Houghton Mifflin Harcourt, 2018
I bought this book knowing I’d love it. A series of beautifully written autobiographical essays on writing and life? Sold. In retrospect I would’ve enjoyed it even more if I was familiar with Alexander Chee before reading it, but alternatively, I’ll probably enjoy reading his novels more now than I would have before, and I will definitely be reading them. Chee’s writing is wonderful and feels effortless, although he emphasizes that writing is never an effortless task. Any aspiring writer has been told some way or other that writing is hard work and requires extreme perseverance. Chee addresses this frequently in his essays but in a way that is more inspiring than daunting. If I was an aspiring fiction writer, which I am not, I would treasure these essays as a source of motivation. What I am, however, is an aspiring editor, and I found lessons in Chee’s essays for myself—both direct and indirect. On the last page of the essay titled The Autobiography of my Novel, Chee writes about the challenge of getting his first novel published and how, after getting rejected over and over again, the right editor changed everything.

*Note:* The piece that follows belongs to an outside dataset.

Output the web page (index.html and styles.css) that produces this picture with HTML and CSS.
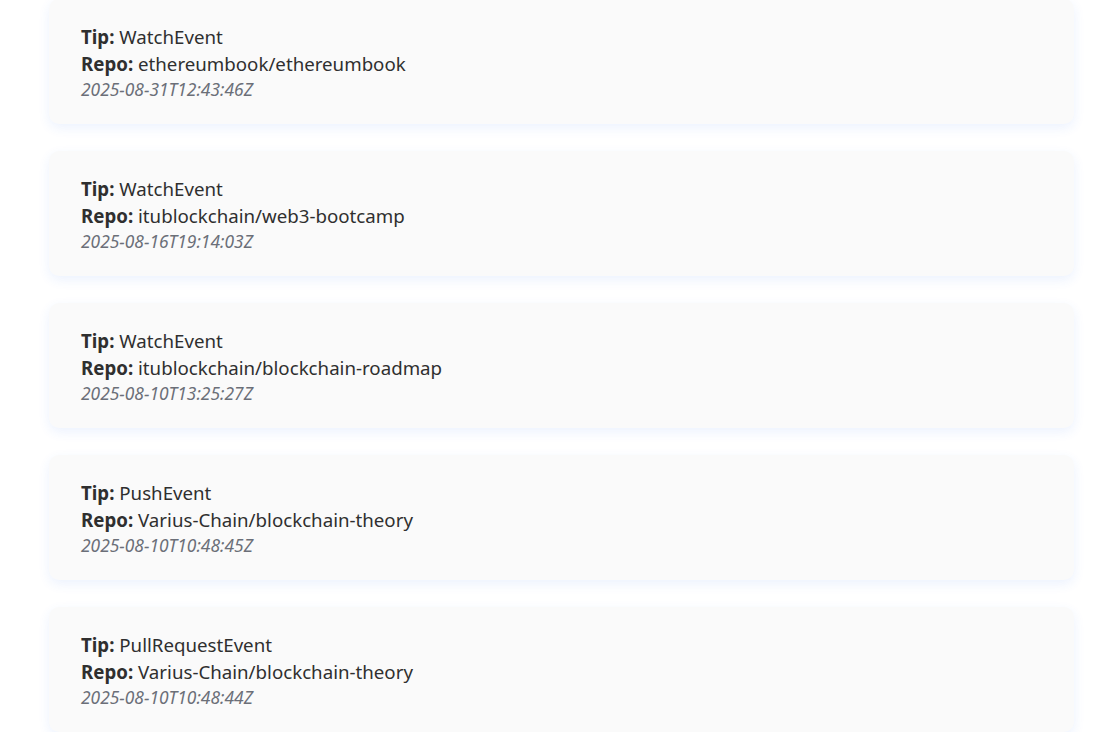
FILE: index.html
```html
<!DOCTYPE html>
<html lang="tr">
<head>
<meta charset="utf-8">
<title>Events</title>
<link rel="stylesheet" href="styles.css">
</head>
<body>
<div class="events">
  <div class="card">
    <div class="line"><strong>Tip:</strong> WatchEvent</div>
    <div class="line"><strong>Repo:</strong> ethereumbook/ethereumbook</div>
    <div class="time">2025-08-31T12:43:46Z</div>
  </div>
  <div class="card">
    <div class="line"><strong>Tip:</strong> WatchEvent</div>
    <div class="line"><strong>Repo:</strong> itublockchain/web3-bootcamp</div>
    <div class="time">2025-08-16T19:14:03Z</div>
  </div>
  <div class="card">
    <div class="line"><strong>Tip:</strong> WatchEvent</div>
    <div class="line"><strong>Repo:</strong> itublockchain/blockchain-roadmap</div>
    <div class="time">2025-08-10T13:25:27Z</div>
  </div>
  <div class="card">
    <div class="line"><strong>Tip:</strong> PushEvent</div>
    <div class="line"><strong>Repo:</strong> Varius-Chain/blockchain-theory</div>
    <div class="time">2025-08-10T10:48:45Z</div>
  </div>
  <div class="card">
    <div class="line"><strong>Tip:</strong> PullRequestEvent</div>
    <div class="line"><strong>Repo:</strong> Varius-Chain/blockchain-theory</div>
    <div class="time">2025-08-10T10:48:44Z</div>
  </div>
</div>
</body>
</html>
```

FILE: styles.css
```css
html, body {
  margin: 0;
  padding: 0;
  background: #ffffff;
}
body {
  font-family: "Noto Sans", "Open Sans", "Liberation Sans", sans-serif;
  color: #2f2f2f;
}
.events {
  display: flex;
  flex-direction: column;
  gap: 27px;
  margin: -1px 25px 0 49px;
}
.card {
  background: #fafafa;
  border-radius: 10px;
  box-shadow: 0 4px 12px rgba(40, 110, 240, 0.09);
  padding: 24px 32px 22px;
  height: 125px;
  box-sizing: border-box;
}
.line {
  font-size: 18.7px;
  line-height: 27px;
}
.line strong {
  font-weight: 700;
}
.time {
  font-size: 17.4px;
  line-height: 24px;
  font-style: italic;
  color: #6b6f78;
}
```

Each essay varies in length and format. They don’t follow any timeline and aren’t centered around any one event. Instead they are organized the way memories are; the thread connecting one to the next isn’t always clear but is there, somewhere. As I progressed through the book, I had the feeling that the essays were building up to a climax of some sort, and then I read The Guardians. It is the third to last essay, and it is the heart of this book. I started reading and lost myself in it immediately. The Guardians deals with Chee’s childhood trauma: the ways it has affected his life and how he’s processed it through different stages of his adulthood. It’s an essay that I imagine many people could connect with, feel understood by, or even use as a model to help process their own traumas.
In the final essay, On Becoming an American Writer, Chee asks, how do we create art after September 11? How do we create art in a Trump presidency? He is asking these questions to himself and attempting to come up with an answer for his students. In that essay is the following quote that is simple, and to me, entirely true: “But books were still to me as they had been when I found them: the only magic.”